» **Problem**
Transcribe the material word for word, but without the images.

++++ Dataset extract ++++

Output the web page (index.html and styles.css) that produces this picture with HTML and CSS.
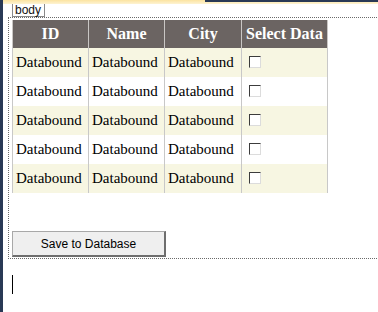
FILE: index.html
```html
<!DOCTYPE html>
<html lang="en">
<head>
    <meta charset="UTF-8">
    <title>Designer</title>
    <link rel="stylesheet" href="styles.css">
</head>
<body>
    <div class="window">
        <div class="tabstrip"><div class="tab-dark"></div></div>
        <div class="surface">
            <div class="tag-label">body</div>
            <div class="form-box">
                <table class="grid">
                    <tr>
                        <th class="col-id">ID</th>
                        <th class="col-name">Name</th>
                        <th class="col-city">City</th>
                        <th class="col-sel">Select Data</th>
                    </tr>
                    <tr class="alt">
                        <td>Databound</td><td>Databound</td><td>Databound</td><td><span class="check"></span></td>
                    </tr>
                    <tr>
                        <td>Databound</td><td>Databound</td><td>Databound</td><td><span class="check"></span></td>
                    </tr>
                    <tr class="alt">
                        <td>Databound</td><td>Databound</td><td>Databound</td><td><span class="check"></span></td>
                    </tr>
                    <tr>
                        <td>Databound</td><td>Databound</td><td>Databound</td><td><span class="check"></span></td>
                    </tr>
                    <tr class="alt">
                        <td>Databound</td><td>Databound</td><td>Databound</td><td><span class="check"></span></td>
                    </tr>
                </table>
                <button class="save-btn" type="button">Save to Database</button>
            </div>
            <div class="caret"></div>
        </div>
    </div>
</body>
</html>
```

FILE: styles.css
```css
html, body {
    margin: 0;
    padding: 0;
    height: 100%;
    overflow: hidden;
    background: #ffffff;
}
.window {
    height: 100%;
    border-left: 3px solid #293955;
    box-sizing: border-box;
}
.tabstrip {
    height: 4px;
    background: linear-gradient(#fbe3a0, #fdf3d2);
}
.tab-dark {
    margin-left: 202px;
    height: 2px;
    background: #293955;
}
.surface {
    padding-left: 5px;
}
.tag-label {
    display: block;
    width: max-content;
    margin-left: 4px;
    height: 12px;
    padding: 0 3px 0 2px;
    border: 1px solid #8a8a8a;
    border-top: none;
    font-family: "Liberation Sans", Arial, sans-serif;
    font-size: 12px;
    line-height: 12px;
    color: #111;
}
.form-box {
    width: 420px;
    border: 1px dotted #6a6a6a;
    padding: 2px 0 1px 3px;
}
.grid {
    border-collapse: collapse;
    font-family: "Liberation Serif", "Times New Roman", serif;
    font-size: 15px;
    color: #000;
}
.grid th {
    background: #6b6462;
    color: #ffffff;
    font-size: 16px;
    font-weight: bold;
    height: 28px;
    padding: 0 4px;
    border-left: 1px solid #c9c6c4;
    border-right: 1px solid #c9c6c4;
    box-sizing: border-box;
}
.grid td {
    height: 29px;
    padding: 0 3px;
    border-left: 1px solid #c8c8c8;
    border-right: 1px solid #c8c8c8;
    box-sizing: border-box;
    white-space: nowrap;
}
.col-id { width: 76px; }
.col-name { width: 76px; }
.col-city { width: 77px; }
.col-sel { width: 86px; }
.grid td:last-child {
    padding-left: 7px;
}
.grid tr.alt td {
    background: #f7f6e2;
}
.check {
    display: inline-block;
    width: 10px;
    height: 10px;
    border-top: 1px solid #3c3c3c;
    border-left: 1px solid #3c3c3c;
    border-right: 1px solid #dcdcdc;
    border-bottom: 1px solid #dcdcdc;
    background: #ffffff;
    vertical-align: -1px;
}
.save-btn {
    display: block;
    margin-top: 38px;
    width: 154px;
    height: 26px;
    background: #efefef;
    border-top: 1px solid #a8a8a8;
    border-left: 1px solid #a8a8a8;
    border-right: 2px solid #6e6e6e;
    border-bottom: 2px solid #6e6e6e;
    font-family: "Liberation Sans", Arial, sans-serif;
    font-size: 12px;
    color: #000;
    padding: 0;
}
.caret {
    margin-left: 4px;
    margin-top: 16px;
    width: 1px;
    height: 19px;
    background: #000;
}
```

++++

» **Solution to this task**
Output the web page (index.html and styles.css) that produces this picture with HTML and CSS.
FILE: index.html
```html
<!DOCTYPE html>
<html lang="en">
<head>
    <meta charset="UTF-8">
    <title>Designer</title>
    <link rel="stylesheet" href="styles.css">
</head>
<body>
    <div class="window">
        <div class="tabstrip"><div class="tab-dark"></div></div>
        <div class="surface">
            <div class="tag-label">body</div>
            <div class="form-box">
                <table class="grid">
                    <tr>
                        <th class="col-id">ID</th>
                        <th class="col-name">Name</th>
                        <th class="col-city">City</th>
                        <th class="col-sel">Select Data</th>
                    </tr>
                    <tr class="alt">
                        <td>Databound</td><td>Databound</td><td>Databound</td><td><span class="check"></span></td>
                    </tr>
                    <tr>
                        <td>Databound</td><td>Databound</td><td>Databound</td><td><span class="check"></span></td>
                    </tr>
                    <tr class="alt">
                        <td>Databound</td><td>Databound</td><td>Databound</td><td><span class="check"></span></td>
                    </tr>
                    <tr>
                        <td>Databound</td><td>Databound</td><td>Databound</td><td><span class="check"></span></td>
                    </tr>
                    <tr class="alt">
                        <td>Databound</td><td>Databound</td><td>Databound</td><td><span class="check"></span></td>
                    </tr>
                </table>
                <button class="save-btn" type="button">Save to Database</button>
            </div>
            <div class="caret"></div>
        </div>
    </div>
</body>
</html>
```

FILE: styles.css
```css
html, body {
    margin: 0;
    padding: 0;
    height: 100%;
    overflow: hidden;
    background: #ffffff;
}
.window {
    height: 100%;
    border-left: 3px solid #293955;
    box-sizing: border-box;
}
.tabstrip {
    height: 4px;
    background: linear-gradient(#fbe3a0, #fdf3d2);
}
.tab-dark {
    margin-left: 202px;
    height: 2px;
    background: #293955;
}
.surface {
    padding-left: 5px;
}
.tag-label {
    display: block;
    width: max-content;
    margin-left: 4px;
    height: 12px;
    padding: 0 3px 0 2px;
    border: 1px solid #8a8a8a;
    border-top: none;
    font-family: "Liberation Sans", Arial, sans-serif;
    font-size: 12px;
    line-height: 12px;
    color: #111;
}
.form-box {
    width: 420px;
    border: 1px dotted #6a6a6a;
    padding: 2px 0 1px 3px;
}
.grid {
    border-collapse: collapse;
    font-family: "Liberation Serif", "Times New Roman", serif;
    font-size: 15px;
    color: #000;
}
.grid th {
    background: #6b6462;
    color: #ffffff;
    font-size: 16px;
    font-weight: bold;
    height: 28px;
    padding: 0 4px;
    border-left: 1px solid #c9c6c4;
    border-right: 1px solid #c9c6c4;
    box-sizing: border-box;
}
.grid td {
    height: 29px;
    padding: 0 3px;
    border-left: 1px solid #c8c8c8;
    border-right: 1px solid #c8c8c8;
    box-sizing: border-box;
    white-space: nowrap;
}
.col-id { width: 76px; }
.col-name { width: 76px; }
.col-city { width: 77px; }
.col-sel { width: 86px; }
.grid td:last-child {
    padding-left: 7px;
}
.grid tr.alt td {
    background: #f7f6e2;
}
.check {
    display: inline-block;
    width: 10px;
    height: 10px;
    border-top: 1px solid #3c3c3c;
    border-left: 1px solid #3c3c3c;
    border-right: 1px solid #dcdcdc;
    border-bottom: 1px solid #dcdcdc;
    background: #ffffff;
    vertical-align: -1px;
}
.save-btn {
    display: block;
    margin-top: 38px;
    width: 154px;
    height: 26px;
    background: #efefef;
    border-top: 1px solid #a8a8a8;
    border-left: 1px solid #a8a8a8;
    border-right: 2px solid #6e6e6e;
    border-bottom: 2px solid #6e6e6e;
    font-family: "Liberation Sans", Arial, sans-serif;
    font-size: 12px;
    color: #000;
    padding: 0;
}
.caret {
    margin-left: 4px;
    margin-top: 16px;
    width: 1px;
    height: 19px;
    background: #000;
}
```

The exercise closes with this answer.